What to Know About Kidney Stones
About 1 in 10 people will have a kidney stone at some point in their lives. Men are more likely to suffer this condition than women — men have a 19 percent lifetime risk and women face a 9 percent lifetime risk of developing kidney stones.
The stones are deposits of solid material that form in the kidney from substances in the urine. They can be as small as a grain of sand or as large as a pearl. Most pass without notice when you pee, but sometimes bigger stones get stuck. When that happens, you know — because it hurts. A lot.
Kidney Stones Causes
Kidney stones may be caused by drinking too little water, obesity, too much or too little exercise, or eating food with too much salt or sugar, according to the National Kidney Foundation.

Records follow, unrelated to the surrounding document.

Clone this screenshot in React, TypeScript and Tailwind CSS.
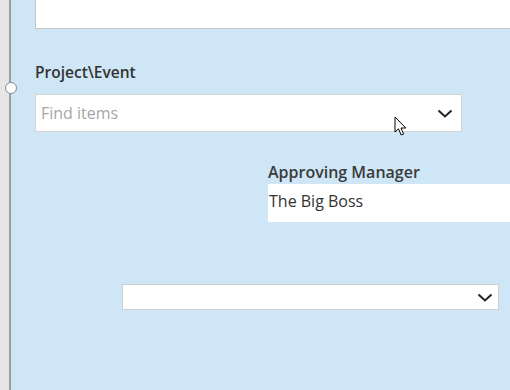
import React from "react";

function Chevron({ className }: { className?: string }) {
  return (
    <svg viewBox="0 0 16 9" className={className} fill="none">
      <path d="M1.5 1.5 L8 7.5 L14.5 1.5" stroke="#222" strokeWidth="2" />
    </svg>
  );
}

function Cursor() {
  return (
    <svg width="14" height="22" viewBox="0 0 14 22" className="absolute left-[394px] top-[116px]">
      <path
        d="M1 1 L1 16 L4.5 12.8 L7.2 19 L9.6 18 L7 12 L11.8 12 Z"
        fill="#fff"
        stroke="#000"
        strokeWidth="1"
        strokeLinejoin="round"
      />
    </svg>
  );
}

export default function App() {
  return (
    <div
      className="relative flex h-[390px] w-[510px] overflow-hidden bg-[#cee6f6] text-[#333]"
      style={{ fontFamily: '"Open Sans", "Noto Sans", sans-serif' }}
    >
      {/* left rail */}
      <div className="w-[9px] shrink-0 bg-[#e6e6e6]" />
      <div className="w-[2px] shrink-0 bg-[#9c9c9c]" />

      {/* form canvas */}
      <div className="flex flex-1 flex-col pl-[24px]">
        <div className="h-[29px] border-b border-l border-[#c6c6c6] bg-white" />

        <label className="mt-[32px] text-[15.5px] font-semibold leading-[22px] text-[#333]">Project\Event</label>
        <div className="mt-[11px] flex h-[38px] w-[427px] items-center justify-between border border-[#d4d4d4] bg-white pl-[5px] pr-[8px]">
          <span className="text-[16px] text-[#a6a6a6]">Find items</span>
          <Chevron className="h-[9px] w-[16px]" />
        </div>

        <div className="ml-[233px] mt-[28px] flex flex-col">
          <label className="text-[16px] font-semibold leading-[24px] text-[#3b3b3b]">Approving Manager</label>
          <div className="flex h-[38px] items-center bg-white pb-[4px] pl-[1px]">
            <span className="text-[16px] text-[#333]">The Big Boss</span>
          </div>
        </div>

        <div className="ml-[87px] mr-[11px] mt-[62px] flex h-[26px] items-center justify-end border border-[#cfcfcf] bg-white pr-[5px]">
          <Chevron className="h-[9px] w-[16px]" />
        </div>
      </div>

      {/* resize handle */}
      <div className="absolute left-[5px] top-[82px] h-[12px] w-[12px] rounded-full border border-[#8a8a8a] bg-white" />
      <Cursor />
    </div>
  );
}
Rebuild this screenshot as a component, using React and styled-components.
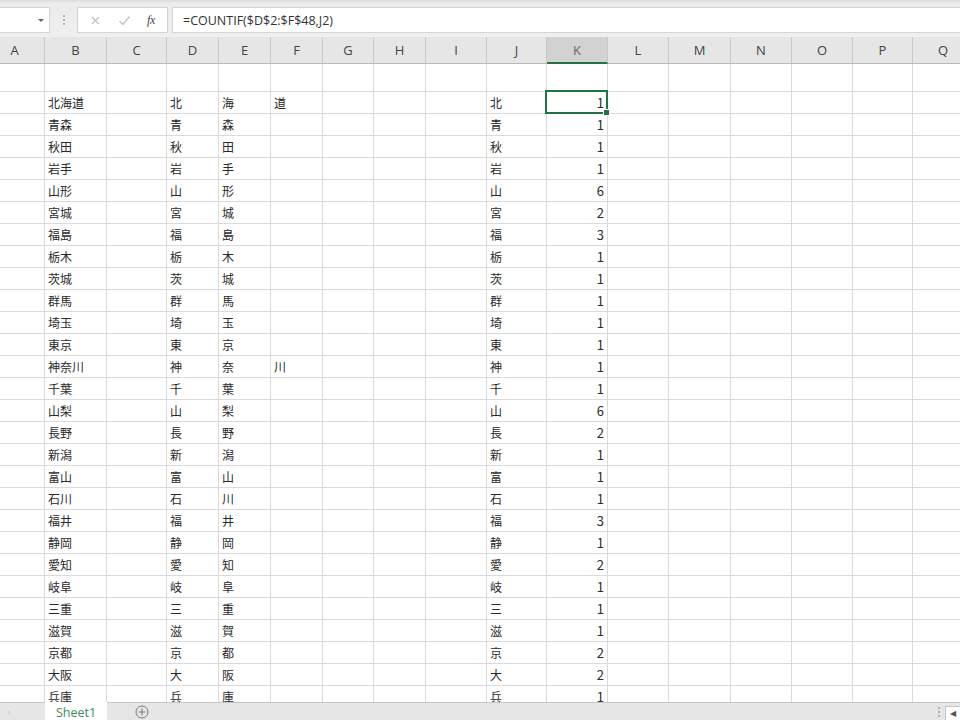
import React from "react";
import styled, { createGlobalStyle } from "styled-components";

const GlobalStyle = createGlobalStyle`
  html, body {
    margin: 0;
    padding: 0;
    background: #ffffff;
    overflow: hidden;
  }
`;

const COLUMNS = [
  ["A", 60], ["B", 62], ["C", 60], ["D", 52], ["E", 52], ["F", 52], ["G", 51],
  ["H", 52], ["I", 61], ["J", 60], ["K", 61], ["L", 61], ["M", 62], ["N", 61],
  ["O", 61], ["P", 60], ["Q", 61],
];

const PREFS = [
  ["北海道", 1], ["青森", 1], ["秋田", 1], ["岩手", 1], ["山形", 6], ["宮城", 2],
  ["福島", 3], ["栃木", 1], ["茨城", 1], ["群馬", 1], ["埼玉", 1], ["東京", 1],
  ["神奈川", 1], ["千葉", 1], ["山梨", 6], ["長野", 2], ["新潟", 1], ["富山", 1],
  ["石川", 1], ["福井", 3], ["静岡", 1], ["愛知", 2], ["岐阜", 1], ["三重", 1],
  ["滋賀", 1], ["京都", 2], ["大阪", 2], ["兵庫", 1],
];

const Sheet = styled.div`
  width: 960px;
  height: 720px;
  display: flex;
  flex-direction: column;
  overflow: hidden;
  background: #fff;
`;

const FormulaBar = styled.div`
  height: 37px;
  flex: none;
  display: flex;
  align-items: center;
  background: linear-gradient(#dcdcdc 0, #ececec 3px, #efefef 100%);
  box-sizing: border-box;
  padding-top: 3px;
`;

const NameBox = styled.div`
  width: 50px;
  height: 26px;
  background: #fff;
  border: 1px solid #d4d4d4;
  border-left: none;
  box-sizing: border-box;
  display: flex;
  align-items: center;
  justify-content: flex-end;
  padding-right: 5px;
`;

const Caret = styled.span`
  width: 0;
  height: 0;
  border-left: 3px solid transparent;
  border-right: 3px solid transparent;
  border-top: 3px solid #666;
`;

const Grip = styled.div`
  width: 27px;
  display: flex;
  flex-direction: column;
  align-items: center;
  gap: 2px;
  span {
    width: 2px;
    height: 2px;
    background: #b4b4b4;
  }
`;

const ButtonGroup = styled.div`
  width: 91px;
  height: 26px;
  background: #fff;
  border: 1px solid #d4d4d4;
  box-sizing: border-box;
  display: flex;
  align-items: center;
  justify-content: space-around;
  padding: 0 4px;
`;

const FxText = styled.span`
  font-family: "Liberation Serif", serif;
  font-style: italic;
  font-size: 12px;
  color: #444;
  letter-spacing: -0.5px;
`;

const FormulaInput = styled.div`
  flex: 1;
  height: 26px;
  margin-left: 4px;
  background: #fff;
  border: 1px solid #d4d4d4;
  border-right: none;
  box-sizing: border-box;
  display: flex;
  align-items: center;
  padding-left: 10px;
  font-family: "Open Sans", "Noto Sans CJK JP", sans-serif;
  font-size: 12.5px;
  color: #333;
`;

const GridViewport = styled.div`
  flex: 1;
  overflow: hidden;
`;

const Grid = styled.div`
  margin-left: -15px;
  display: grid;
  grid-template-columns: ${COLUMNS.map(([, w]) => `${w}px`).join(" ")};
  grid-template-rows: 27px 28px;
  grid-auto-rows: 22px;
  background: #fff;
`;

const HeaderCell = styled.div`
  box-sizing: border-box;
  background: ${(p) => (p.$active ? "#d2d2d2" : "#e6e6e6")};
  border-right: 1px solid #c9c9c9;
  border-bottom: ${(p) => (p.$active ? "2px solid #217346" : "1px solid #b8b8b8")};
  display: flex;
  align-items: center;
  justify-content: center;
  font-family: "Open Sans", "Liberation Sans", sans-serif;
  font-size: 13px;
  color: ${(p) => (p.$active ? "#6a6a6a" : "#444")};
  padding-bottom: ${(p) => (p.$active ? "0" : "1px")};
`;

const Cell = styled.div`
  position: relative;
  box-sizing: border-box;
  border-right: 1px solid #dadada;
  border-bottom: 1px solid #dadada;
  display: flex;
  align-items: center;
  justify-content: ${(p) => (p.$num ? "flex-end" : "flex-start")};
  padding: 0 ${(p) => (p.$num ? "3px" : "0")} 0 3px;
  font-family: "Noto Sans CJK JP", "Noto Sans", sans-serif;
  font-size: ${(p) => (p.$num ? "13px" : "12px")};
  color: #2a2a2a;
  white-space: nowrap;

  ${(p) =>
    p.$selected &&
    `
    &::after {
      content: "";
      position: absolute;
      left: -2px;
      top: -2px;
      right: -1px;
      bottom: -1px;
      border: 2px solid #217346;
      pointer-events: none;
    }
    &::before {
      content: "";
      position: absolute;
      right: -3px;
      bottom: -3px;
      width: 5px;
      height: 5px;
      background: #217346;
      border: 1px solid #fff;
      z-index: 2;
    }
  `}
`;

const TabBar = styled.div`
  height: 18px;
  flex: none;
  display: flex;
  align-items: stretch;
  background: #e6e6e6;
  border-top: 1px solid #c6c6c6;
  box-sizing: border-box;
`;

const NavArea = styled.div`
  width: 45px;
  display: flex;
  align-items: center;
  padding-left: 7px;
  box-sizing: border-box;
  color: #c4c4c4;
  font-size: 9px;
  font-family: "DejaVu Sans", sans-serif;
`;

const SheetTab = styled.div`
  width: 62px;
  margin-top: -1px;
  background: #fff;
  display: flex;
  align-items: center;
  justify-content: center;
  font-family: "Open Sans", "Liberation Sans", sans-serif;
  font-size: 12.5px;
  color: #3d8a5c;
  padding-top: 2px;
  box-sizing: border-box;
`;

const AddSheet = styled.div`
  width: 70px;
  display: flex;
  align-items: center;
  justify-content: center;
`;

const Spacer = styled.div`
  flex: 1;
`;

const ScrollGrip = styled.div`
  width: 12px;
  display: flex;
  flex-direction: column;
  align-items: center;
  justify-content: center;
  gap: 2px;
  span {
    width: 2px;
    height: 2px;
    background: #b0b0b0;
  }
`;

const ScrollButton = styled.div`
  width: 14px;
  margin-top: 3px;
  background: #fff;
  border: 1px solid #c6c6c6;
  border-right: none;
  border-bottom: none;
  display: flex;
  align-items: center;
  justify-content: center;
  font-size: 8px;
  color: #555;
`;

function rowCells(values, rowKey, selectedCol) {
  return COLUMNS.map(([col]) => {
    const v = values[col];
    return (
      <Cell
        key={`${rowKey}-${col}`}
        $num={typeof v === "number"}
        $selected={selectedCol === col}
      >
        {v}
      </Cell>
    );
  });
}

export default function App() {
  const chars = (name) => Array.from(name);

  return (
    <Sheet>
      <GlobalStyle />
      <FormulaBar>
        <NameBox>
          <Caret />
        </NameBox>
        <Grip>
          <span />
          <span />
          <span />
        </Grip>
        <ButtonGroup>
          <svg width="11" height="11" viewBox="0 0 11 11">
            <path d="M2 2 L9 9 M9 2 L2 9" stroke="#c2c2c2" strokeWidth="1.2" />
          </svg>
          <svg width="13" height="11" viewBox="0 0 13 11">
            <path d="M1.5 6 L5 9.5 L11.5 1.5" stroke="#c2c2c2" strokeWidth="1.3" fill="none" />
          </svg>
          <FxText>fx</FxText>
        </ButtonGroup>
        <FormulaInput>=COUNTIF($D$2:$F$48,J2)</FormulaInput>
      </FormulaBar>

      <GridViewport>
        <Grid>
          {COLUMNS.map(([col]) => (
            <HeaderCell key={col} $active={col === "K"}>
              {col}
            </HeaderCell>
          ))}
          {rowCells({}, "r1")}
          {PREFS.map(([name, count], idx) => {
            const c = chars(name);
            return rowCells(
              { B: name, D: c[0], E: c[1], F: c[2], J: c[0], K: count },
              `r${idx + 2}`,
              idx === 0 ? "K" : null
            );
          })}
        </Grid>
      </GridViewport>

      <TabBar>
        <NavArea>›</NavArea>
        <SheetTab>Sheet1</SheetTab>
        <AddSheet>
          <svg width="14" height="14" viewBox="0 0 14 14">
            <circle cx="7" cy="7" r="6" fill="none" stroke="#777" strokeWidth="1" />
            <path d="M7 3.5 V10.5 M3.5 7 H10.5" stroke="#777" strokeWidth="1.1" />
          </svg>
        </AddSheet>
        <Spacer />
        <ScrollGrip>
          <span />
          <span />
          <span />
        </ScrollGrip>
        <ScrollButton>◀</ScrollButton>
      </TabBar>
    </Sheet>
  );
}
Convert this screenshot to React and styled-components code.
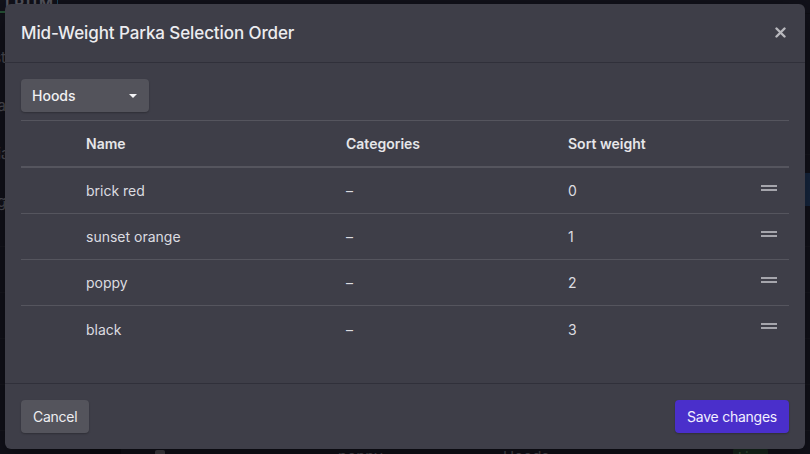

Having kidney stones tends to run in families.
Kidney stones form when minerals such as calcium and uric acid accumulate in the kidney or urinary tract. The build-up of these crystalline substances has a variety of possible causes, including heredity, diet, and medications. Because kidney stones are largely calcium-based, persons with a predisposition to high levels of calcium are at a higher risk.
Symptoms of Kidney Stones
Of course, the primary symptom of kidney stones is extreme pain. That pain can be located in the back, lower abdomen or groin, and with urination. Other symptoms include:
- Pain that comes in waves
- Blood in the urine
- Fever and chills
- Frequent urination
- Foul-smelling or cloudy urine
- Pink, red or brown urine
- Burning sensation or pain while urinating
Kidney stones can be confirmed through blood or urine testing and imaging such as an x-ray or CT. Left untreated, they can cause infection, which can lead to sepsis, a potentially fatal condition.
Kidney Stones Prevention and Treatment
A key factor in the prevention of kidney stones is hydration. Without sufficient hydration, the urine becomes more concentrated. That environment of less fluid and more solids increases the likelihood of stones forming. Medications such as diuretics, Dilantin and Cipro, as well as an excess of vitamins A and D, can all play a role in causing the formation of kidney stones.
Ultimately, the best remedy for kidney stones is passing them. Drinking 2-3 quarts of water daily, combined with pain relievers, can help pass the stone. Depending on the severity, a doctor may prescribe a muscle relaxer or pain reliever. If the kidney stones won’t pass despite the use of pain relievers and water, surgery may be necessary.